PROVIDED DATA
((
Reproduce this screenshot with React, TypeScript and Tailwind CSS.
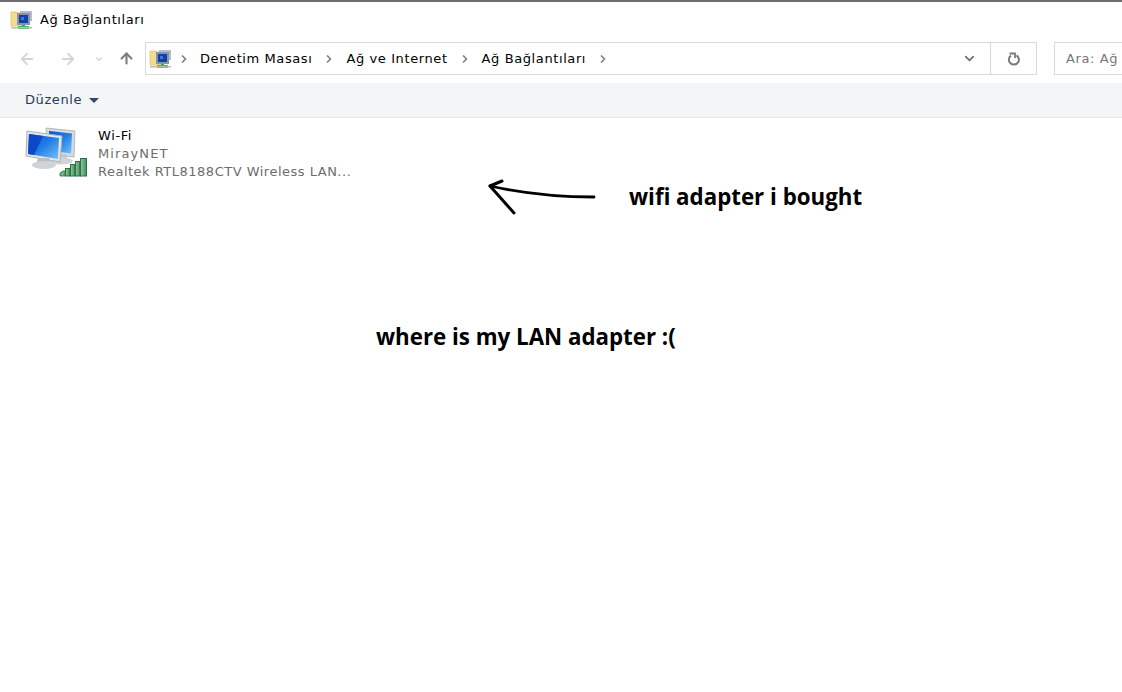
import { ArrowLeft, ArrowRight, ArrowUp, ChevronDown } from "lucide-react";

function NetworkFolderIcon() {
  return (
    <svg width="24" height="20" viewBox="0 0 24 20" className="shrink-0">
      <path d="M1 2h6l1 1h5v13H1z" fill="#f3dc8c" stroke="#dcc579" strokeWidth="0.8" />
      <rect x="10" y="1" width="12" height="10" fill="#b5bdca" />
      <rect x="7" y="3" width="13" height="12" fill="#8494ae" />
      <rect x="9" y="5" width="9" height="8" fill="#123fa8" />
      <rect x="11" y="7" width="3" height="3" fill="#3f78d8" />
      <rect x="12" y="15" width="3" height="2" fill="#2fa84f" />
      <rect x="8" y="16" width="11" height="3" fill="#3ebd63" />
      <rect x="1" y="17" width="21" height="1.5" fill="#b9bcb2" />
    </svg>
  );
}

function ComputersIcon() {
  return (
    <svg width="66" height="50" viewBox="0 0 66 50" className="shrink-0">
      <defs>
        <linearGradient id="screen" x1="0" y1="0" x2="1" y2="1">
          <stop offset="0" stopColor="#0a4fd0" />
          <stop offset="0.5" stopColor="#1f7fe6" />
          <stop offset="1" stopColor="#7cc0f5" />
        </linearGradient>
        <linearGradient id="bar" x1="0" y1="0" x2="1" y2="0">
          <stop offset="0" stopColor="#8fcaa0" />
          <stop offset="1" stopColor="#3f8f5c" />
        </linearGradient>
      </defs>
      <path d="M22 1l29 3-1 26-26-3z" fill="#d5dade" stroke="#b3bac0" />
      <path d="M25 4l23 2.500-1 20-22-3z" fill="url(#screen)" />
      <path d="M30 27h12l2 6H28z" fill="#c3c7ca" />
      <ellipse cx="37" cy="34" rx="12" ry="3.500" fill="#d2d5d7" />
      <path d="M3 4l35 5-2 26-34-6z" fill="#e4e7ea" stroke="#aab2b9" />
      <path d="M5 7l30 4-1 21-30-5z" fill="url(#screen)" />
      <path d="M5 7l14 2-9 19-6-1z" fill="#0c49c8" />
      <path d="M14 31h11l1 4H13z" fill="#b9bec2" />
      <ellipse cx="20" cy="38" rx="12" ry="4" fill="#cfd3d5" />
      <path d="M36 49v-3l3-2h2v5z" fill="#6fb185" stroke="#2d6e45" strokeWidth="0.8" />
      <rect x="41.500" y="41.500" width="4.500" height="7.500" fill="url(#bar)" stroke="#2d6e45" />
      <rect x="46.500" y="37.500" width="4.500" height="11.500" fill="url(#bar)" stroke="#2d6e45" />
      <rect x="51.500" y="34.500" width="4.500" height="14.500" fill="url(#bar)" stroke="#2d6e45" />
      <rect x="56.500" y="31.500" width="6" height="17.500" fill="url(#bar)" stroke="#2d6e45" />
    </svg>
  );
}

function RefreshIcon() {
  return (
    <svg width="16" height="16" viewBox="0 0 16 16" fill="none" stroke="#7a7a7a" strokeWidth="2">
      <path d="M10.500 4.300A5 5 0 1 1 5 4.500" />
      <path d="M3.500 2.500H9V7" strokeWidth="1.800" />
    </svg>
  );
}

function Chevron() {
  return (
    <svg width="6" height="8" viewBox="0 0 6 8" fill="none" stroke="#808080" strokeWidth="1.600" className="shrink-0">
      <path d="M1 0.500L4.500 4L1 7.500" />
    </svg>
  );
}

function Crumb({ label }: { label: string }) {
  return (
    <>
      <span className="whitespace-nowrap">{label}</span>
      <Chevron />
    </>
  );
}

export default function App() {
  return (
    <div className="relative h-[692px] w-[1122px] overflow-hidden bg-white font-['DejaVu_Sans',sans-serif] text-[13px] tracking-[0.6px] text-black">
      <div className="h-[2px] bg-[#6e6e6e]" />

      <div className="flex h-[40px] items-center gap-[6px] pl-[10px] pb-[4px]">
        <NetworkFolderIcon />
        <span>Ağ Bağlantıları</span>
      </div>

      <div className="flex h-[33px] items-center">
        <div className="flex w-[145px] items-center pl-[18px] text-[#d6d6d6]">
          <ArrowLeft size={18} strokeWidth={2.4} />
          <ArrowRight size={18} strokeWidth={2.4} className="ml-[23px]" />
          <ChevronDown size={10} strokeWidth={3} className="ml-[17px]" />
          <ArrowUp size={17} strokeWidth={3} className="ml-[14px] text-[#7d7d7d]" />
        </div>
        <div className="flex h-[33px] w-[846px] items-center border border-[#d9d9d9] pl-[3px]">
          <NetworkFolderIcon />
          <div className="ml-[8px] flex items-center gap-[14px]">
            <Chevron />
            <span className="-ml-[1px] flex items-center gap-[14px]">
              <Crumb label="Denetim Masası" />
              <Crumb label="Ağ ve Internet" />
              <Crumb label="Ağ Bağlantıları" />
            </span>
          </div>
          <ChevronDown size={15} strokeWidth={2.8} className="ml-auto mr-[13px] text-[#707070]" />
        </div>
        <div className="flex h-[33px] w-[46px] items-center justify-center border border-l-0 border-[#d9d9d9]">
          <RefreshIcon />
        </div>
        <div className="ml-[17px] flex h-[33px] flex-1 items-center border border-r-0 border-[#d9d9d9] pl-[11px] text-[#777777]">
          <span className="whitespace-nowrap">Ara: Ağ</span>
        </div>
      </div>

      <div className="mt-[8px] flex h-[35px] items-center gap-[7px] border-b border-[#e8e8e8] bg-[#f4f5f7] pl-[25px] text-[#1e3a5f]">
        <span>Düzenle</span>
        <span className="h-0 w-0 border-x-[5px] border-t-[5px] border-x-transparent border-t-[#33496b]" />
      </div>

      <div className="flex gap-[8px] pl-[24px] pt-[9px]">
        <ComputersIcon />
        <div className="flex flex-col leading-[18px] text-[#6d6d6d]">
          <span className="text-black">Wi-Fi</span>
          <span className="tracking-[1.1px]">MirayNET</span>
          <span className="whitespace-nowrap tracking-[0.5px]">Realtek RTL8188CTV Wireless LAN...</span>
        </div>
      </div>

      <svg width="110" height="40" viewBox="0 0 110 40" className="absolute left-[487px] top-[178px]" fill="none" stroke="black" strokeLinecap="round">
        <path d="M3 8C30 14 60 19 107 19" strokeWidth="2.800" />
        <path d="M15 3L3 8L27 35" strokeWidth="3" strokeLinejoin="round" />
      </svg>
      <span className="absolute left-[629px] top-[180px] whitespace-nowrap font-['Open_Sans',sans-serif] text-[22.3px] font-bold tracking-normal">wifi adapter i bought</span>
      <span className="absolute left-[376px] top-[320px] whitespace-nowrap font-['Open_Sans',sans-serif] text-[22.3px] font-bold tracking-normal">where is my LAN adapter :(</span>
    </div>
  );
}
))
YOUR INSTRUCTIONS
Output the data above without changes, apart from leaving out the pictures.

COMPLETE RESPONSE
Reproduce this screenshot with React, TypeScript and Tailwind CSS.
import { ArrowLeft, ArrowRight, ArrowUp, ChevronDown } from "lucide-react";

function NetworkFolderIcon() {
  return (
    <svg width="24" height="20" viewBox="0 0 24 20" className="shrink-0">
      <path d="M1 2h6l1 1h5v13H1z" fill="#f3dc8c" stroke="#dcc579" strokeWidth="0.8" />
      <rect x="10" y="1" width="12" height="10" fill="#b5bdca" />
      <rect x="7" y="3" width="13" height="12" fill="#8494ae" />
      <rect x="9" y="5" width="9" height="8" fill="#123fa8" />
      <rect x="11" y="7" width="3" height="3" fill="#3f78d8" />
      <rect x="12" y="15" width="3" height="2" fill="#2fa84f" />
      <rect x="8" y="16" width="11" height="3" fill="#3ebd63" />
      <rect x="1" y="17" width="21" height="1.5" fill="#b9bcb2" />
    </svg>
  );
}

function ComputersIcon() {
  return (
    <svg width="66" height="50" viewBox="0 0 66 50" className="shrink-0">
      <defs>
        <linearGradient id="screen" x1="0" y1="0" x2="1" y2="1">
          <stop offset="0" stopColor="#0a4fd0" />
          <stop offset="0.5" stopColor="#1f7fe6" />
          <stop offset="1" stopColor="#7cc0f5" />
        </linearGradient>
        <linearGradient id="bar" x1="0" y1="0" x2="1" y2="0">
          <stop offset="0" stopColor="#8fcaa0" />
          <stop offset="1" stopColor="#3f8f5c" />
        </linearGradient>
      </defs>
      <path d="M22 1l29 3-1 26-26-3z" fill="#d5dade" stroke="#b3bac0" />
      <path d="M25 4l23 2.500-1 20-22-3z" fill="url(#screen)" />
      <path d="M30 27h12l2 6H28z" fill="#c3c7ca" />
      <ellipse cx="37" cy="34" rx="12" ry="3.500" fill="#d2d5d7" />
      <path d="M3 4l35 5-2 26-34-6z" fill="#e4e7ea" stroke="#aab2b9" />
      <path d="M5 7l30 4-1 21-30-5z" fill="url(#screen)" />
      <path d="M5 7l14 2-9 19-6-1z" fill="#0c49c8" />
      <path d="M14 31h11l1 4H13z" fill="#b9bec2" />
      <ellipse cx="20" cy="38" rx="12" ry="4" fill="#cfd3d5" />
      <path d="M36 49v-3l3-2h2v5z" fill="#6fb185" stroke="#2d6e45" strokeWidth="0.8" />
      <rect x="41.500" y="41.500" width="4.500" height="7.500" fill="url(#bar)" stroke="#2d6e45" />
      <rect x="46.500" y="37.500" width="4.500" height="11.500" fill="url(#bar)" stroke="#2d6e45" />
      <rect x="51.500" y="34.500" width="4.500" height="14.500" fill="url(#bar)" stroke="#2d6e45" />
      <rect x="56.500" y="31.500" width="6" height="17.500" fill="url(#bar)" stroke="#2d6e45" />
    </svg>
  );
}

function RefreshIcon() {
  return (
    <svg width="16" height="16" viewBox="0 0 16 16" fill="none" stroke="#7a7a7a" strokeWidth="2">
      <path d="M10.500 4.300A5 5 0 1 1 5 4.500" />
      <path d="M3.500 2.500H9V7" strokeWidth="1.800" />
    </svg>
  );
}

function Chevron() {
  return (
    <svg width="6" height="8" viewBox="0 0 6 8" fill="none" stroke="#808080" strokeWidth="1.600" className="shrink-0">
      <path d="M1 0.500L4.500 4L1 7.500" />
    </svg>
  );
}

function Crumb({ label }: { label: string }) {
  return (
    <>
      <span className="whitespace-nowrap">{label}</span>
      <Chevron />
    </>
  );
}

export default function App() {
  return (
    <div className="relative h-[692px] w-[1122px] overflow-hidden bg-white font-['DejaVu_Sans',sans-serif] text-[13px] tracking-[0.6px] text-black">
      <div className="h-[2px] bg-[#6e6e6e]" />

      <div className="flex h-[40px] items-center gap-[6px] pl-[10px] pb-[4px]">
        <NetworkFolderIcon />
        <span>Ağ Bağlantıları</span>
      </div>

      <div className="flex h-[33px] items-center">
        <div className="flex w-[145px] items-center pl-[18px] text-[#d6d6d6]">
          <ArrowLeft size={18} strokeWidth={2.4} />
          <ArrowRight size={18} strokeWidth={2.4} className="ml-[23px]" />
          <ChevronDown size={10} strokeWidth={3} className="ml-[17px]" />
          <ArrowUp size={17} strokeWidth={3} className="ml-[14px] text-[#7d7d7d]" />
        </div>
        <div className="flex h-[33px] w-[846px] items-center border border-[#d9d9d9] pl-[3px]">
          <NetworkFolderIcon />
          <div className="ml-[8px] flex items-center gap-[14px]">
            <Chevron />
            <span className="-ml-[1px] flex items-center gap-[14px]">
              <Crumb label="Denetim Masası" />
              <Crumb label="Ağ ve Internet" />
              <Crumb label="Ağ Bağlantıları" />
            </span>
          </div>
          <ChevronDown size={15} strokeWidth={2.8} className="ml-auto mr-[13px] text-[#707070]" />
        </div>
        <div className="flex h-[33px] w-[46px] items-center justify-center border border-l-0 border-[#d9d9d9]">
          <RefreshIcon />
        </div>
        <div className="ml-[17px] flex h-[33px] flex-1 items-center border border-r-0 border-[#d9d9d9] pl-[11px] text-[#777777]">
          <span className="whitespace-nowrap">Ara: Ağ</span>
        </div>
      </div>

      <div className="mt-[8px] flex h-[35px] items-center gap-[7px] border-b border-[#e8e8e8] bg-[#f4f5f7] pl-[25px] text-[#1e3a5f]">
        <span>Düzenle</span>
        <span className="h-0 w-0 border-x-[5px] border-t-[5px] border-x-transparent border-t-[#33496b]" />
      </div>

      <div className="flex gap-[8px] pl-[24px] pt-[9px]">
        <ComputersIcon />
        <div className="flex flex-col leading-[18px] text-[#6d6d6d]">
          <span className="text-black">Wi-Fi</span>
          <span className="tracking-[1.1px]">MirayNET</span>
          <span className="whitespace-nowrap tracking-[0.5px]">Realtek RTL8188CTV Wireless LAN...</span>
        </div>
      </div>

      <svg width="110" height="40" viewBox="0 0 110 40" className="absolute left-[487px] top-[178px]" fill="none" stroke="black" strokeLinecap="round">
        <path d="M3 8C30 14 60 19 107 19" strokeWidth="2.800" />
        <path d="M15 3L3 8L27 35" strokeWidth="3" strokeLinejoin="round" />
      </svg>
      <span className="absolute left-[629px] top-[180px] whitespace-nowrap font-['Open_Sans',sans-serif] text-[22.3px] font-bold tracking-normal">wifi adapter i bought</span>
      <span className="absolute left-[376px] top-[320px] whitespace-nowrap font-['Open_Sans',sans-serif] text-[22.3px] font-bold tracking-normal">where is my LAN adapter :(</span>
    </div>
  );
}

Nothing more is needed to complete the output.